▶ What the exercise asks: Extract every line that contains the string "styles".

▶ Information shown:
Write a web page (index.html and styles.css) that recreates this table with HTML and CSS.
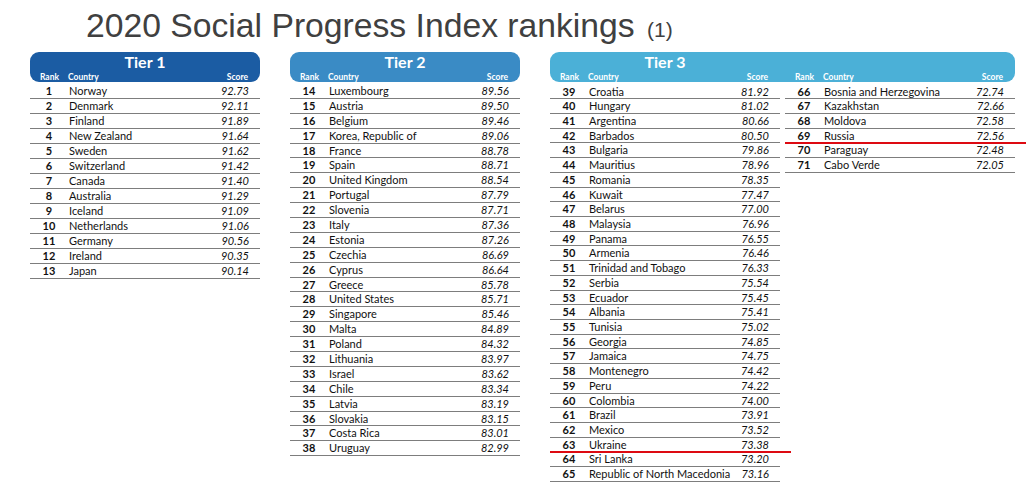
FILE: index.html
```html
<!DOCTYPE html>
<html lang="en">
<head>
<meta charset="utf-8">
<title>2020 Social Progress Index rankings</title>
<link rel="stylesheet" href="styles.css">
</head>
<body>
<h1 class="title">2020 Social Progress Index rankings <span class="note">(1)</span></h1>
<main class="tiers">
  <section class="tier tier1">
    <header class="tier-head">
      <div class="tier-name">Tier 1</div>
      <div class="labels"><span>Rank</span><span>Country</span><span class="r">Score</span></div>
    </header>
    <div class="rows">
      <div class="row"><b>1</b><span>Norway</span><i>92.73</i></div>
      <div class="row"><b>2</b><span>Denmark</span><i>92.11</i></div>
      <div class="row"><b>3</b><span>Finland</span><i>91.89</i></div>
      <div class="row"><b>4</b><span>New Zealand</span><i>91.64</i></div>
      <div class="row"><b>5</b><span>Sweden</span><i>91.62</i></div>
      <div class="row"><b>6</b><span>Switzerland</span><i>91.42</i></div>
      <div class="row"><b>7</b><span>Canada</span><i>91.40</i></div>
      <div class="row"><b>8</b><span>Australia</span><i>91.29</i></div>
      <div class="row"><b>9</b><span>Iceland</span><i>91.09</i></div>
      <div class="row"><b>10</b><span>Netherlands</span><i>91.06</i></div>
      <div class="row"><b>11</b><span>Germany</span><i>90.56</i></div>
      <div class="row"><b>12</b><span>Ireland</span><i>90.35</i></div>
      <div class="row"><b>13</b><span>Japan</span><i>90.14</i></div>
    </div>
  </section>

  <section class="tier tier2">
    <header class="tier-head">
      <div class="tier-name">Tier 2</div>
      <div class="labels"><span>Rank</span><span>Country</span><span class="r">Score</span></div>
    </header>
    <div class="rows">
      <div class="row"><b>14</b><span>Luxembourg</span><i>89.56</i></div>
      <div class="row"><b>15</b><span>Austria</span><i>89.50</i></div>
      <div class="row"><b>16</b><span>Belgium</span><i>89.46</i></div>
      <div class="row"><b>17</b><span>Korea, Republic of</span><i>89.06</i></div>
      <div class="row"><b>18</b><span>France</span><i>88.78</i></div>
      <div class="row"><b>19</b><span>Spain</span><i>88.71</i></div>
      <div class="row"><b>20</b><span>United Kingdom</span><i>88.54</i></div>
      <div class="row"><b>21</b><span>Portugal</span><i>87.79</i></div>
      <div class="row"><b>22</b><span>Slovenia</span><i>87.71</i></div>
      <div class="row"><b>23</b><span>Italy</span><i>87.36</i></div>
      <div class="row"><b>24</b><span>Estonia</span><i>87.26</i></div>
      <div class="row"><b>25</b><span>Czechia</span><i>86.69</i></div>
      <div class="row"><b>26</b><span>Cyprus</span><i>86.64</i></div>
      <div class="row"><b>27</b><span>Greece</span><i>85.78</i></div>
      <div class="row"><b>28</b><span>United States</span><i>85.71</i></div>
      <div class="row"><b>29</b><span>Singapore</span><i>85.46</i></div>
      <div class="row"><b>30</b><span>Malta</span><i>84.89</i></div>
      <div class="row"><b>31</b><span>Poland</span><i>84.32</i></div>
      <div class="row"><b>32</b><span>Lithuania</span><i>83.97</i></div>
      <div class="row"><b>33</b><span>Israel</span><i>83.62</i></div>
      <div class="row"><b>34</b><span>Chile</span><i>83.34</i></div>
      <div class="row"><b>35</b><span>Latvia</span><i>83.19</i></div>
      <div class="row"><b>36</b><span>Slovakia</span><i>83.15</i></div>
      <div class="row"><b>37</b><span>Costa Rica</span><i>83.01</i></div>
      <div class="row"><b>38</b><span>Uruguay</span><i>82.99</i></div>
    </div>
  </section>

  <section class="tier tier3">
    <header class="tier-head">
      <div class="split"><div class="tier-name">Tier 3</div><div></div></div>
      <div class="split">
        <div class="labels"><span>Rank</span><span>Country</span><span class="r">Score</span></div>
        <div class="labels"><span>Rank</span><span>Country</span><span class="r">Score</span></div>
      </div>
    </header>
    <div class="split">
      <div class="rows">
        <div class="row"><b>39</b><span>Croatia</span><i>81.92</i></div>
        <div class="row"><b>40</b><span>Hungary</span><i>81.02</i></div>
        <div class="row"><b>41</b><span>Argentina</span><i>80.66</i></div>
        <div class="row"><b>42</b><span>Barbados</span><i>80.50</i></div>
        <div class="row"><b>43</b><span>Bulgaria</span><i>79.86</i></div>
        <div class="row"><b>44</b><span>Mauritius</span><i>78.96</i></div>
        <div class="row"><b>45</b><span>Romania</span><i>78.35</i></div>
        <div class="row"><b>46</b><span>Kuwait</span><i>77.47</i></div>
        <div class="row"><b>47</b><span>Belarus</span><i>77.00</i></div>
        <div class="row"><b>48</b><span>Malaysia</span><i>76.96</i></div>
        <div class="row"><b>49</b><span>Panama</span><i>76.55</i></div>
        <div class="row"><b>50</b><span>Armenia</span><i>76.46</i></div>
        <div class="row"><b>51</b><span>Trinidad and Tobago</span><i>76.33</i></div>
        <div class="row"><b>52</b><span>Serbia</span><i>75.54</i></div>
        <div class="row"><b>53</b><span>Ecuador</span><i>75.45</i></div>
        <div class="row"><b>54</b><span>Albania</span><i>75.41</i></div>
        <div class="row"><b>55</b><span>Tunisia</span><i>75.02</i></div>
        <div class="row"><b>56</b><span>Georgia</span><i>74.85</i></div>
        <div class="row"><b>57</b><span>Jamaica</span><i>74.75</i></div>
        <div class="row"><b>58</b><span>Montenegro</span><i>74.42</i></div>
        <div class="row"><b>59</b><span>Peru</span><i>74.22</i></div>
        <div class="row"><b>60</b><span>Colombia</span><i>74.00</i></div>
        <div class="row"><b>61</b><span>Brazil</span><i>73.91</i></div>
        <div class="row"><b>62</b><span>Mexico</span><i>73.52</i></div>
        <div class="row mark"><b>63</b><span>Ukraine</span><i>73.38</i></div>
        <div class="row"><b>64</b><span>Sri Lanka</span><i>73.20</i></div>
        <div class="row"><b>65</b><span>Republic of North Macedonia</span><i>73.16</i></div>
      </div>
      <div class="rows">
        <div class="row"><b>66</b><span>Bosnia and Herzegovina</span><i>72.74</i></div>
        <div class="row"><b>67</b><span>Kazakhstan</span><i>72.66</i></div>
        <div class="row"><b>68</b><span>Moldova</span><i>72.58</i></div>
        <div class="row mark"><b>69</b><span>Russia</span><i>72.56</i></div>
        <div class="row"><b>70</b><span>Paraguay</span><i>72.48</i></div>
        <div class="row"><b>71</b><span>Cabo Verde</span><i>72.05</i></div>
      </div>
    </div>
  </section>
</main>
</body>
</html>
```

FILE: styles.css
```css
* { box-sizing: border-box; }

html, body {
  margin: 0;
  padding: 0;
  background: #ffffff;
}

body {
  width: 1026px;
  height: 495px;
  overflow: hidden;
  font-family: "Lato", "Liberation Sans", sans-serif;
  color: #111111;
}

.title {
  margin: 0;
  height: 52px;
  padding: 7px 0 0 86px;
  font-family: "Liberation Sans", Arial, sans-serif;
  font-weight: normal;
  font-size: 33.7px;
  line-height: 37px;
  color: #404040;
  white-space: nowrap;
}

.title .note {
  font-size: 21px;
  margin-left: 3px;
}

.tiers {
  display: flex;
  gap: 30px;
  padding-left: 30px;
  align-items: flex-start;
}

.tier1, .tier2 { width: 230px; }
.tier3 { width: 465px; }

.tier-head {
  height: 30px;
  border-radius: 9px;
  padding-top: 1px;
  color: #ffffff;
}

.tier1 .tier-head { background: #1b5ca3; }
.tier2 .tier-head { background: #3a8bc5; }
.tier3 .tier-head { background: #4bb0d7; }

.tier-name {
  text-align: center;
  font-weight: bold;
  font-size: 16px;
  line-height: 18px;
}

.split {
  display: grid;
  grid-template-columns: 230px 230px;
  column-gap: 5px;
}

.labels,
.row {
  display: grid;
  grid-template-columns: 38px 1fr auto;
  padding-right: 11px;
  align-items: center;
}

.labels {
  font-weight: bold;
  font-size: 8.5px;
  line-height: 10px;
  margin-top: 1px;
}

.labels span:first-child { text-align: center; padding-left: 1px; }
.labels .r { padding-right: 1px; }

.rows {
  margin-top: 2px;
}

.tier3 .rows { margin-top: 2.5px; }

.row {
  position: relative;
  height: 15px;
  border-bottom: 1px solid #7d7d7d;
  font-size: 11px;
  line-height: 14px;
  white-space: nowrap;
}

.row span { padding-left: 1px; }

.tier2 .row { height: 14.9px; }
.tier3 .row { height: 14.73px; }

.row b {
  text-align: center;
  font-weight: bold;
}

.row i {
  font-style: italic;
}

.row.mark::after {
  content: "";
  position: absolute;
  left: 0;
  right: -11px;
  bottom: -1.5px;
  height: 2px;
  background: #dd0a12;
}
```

▶ Worked solution:
Write a web page (index.html and styles.css) that recreates this table with HTML and CSS.
<link rel="stylesheet" href="styles.css">
FILE: styles.css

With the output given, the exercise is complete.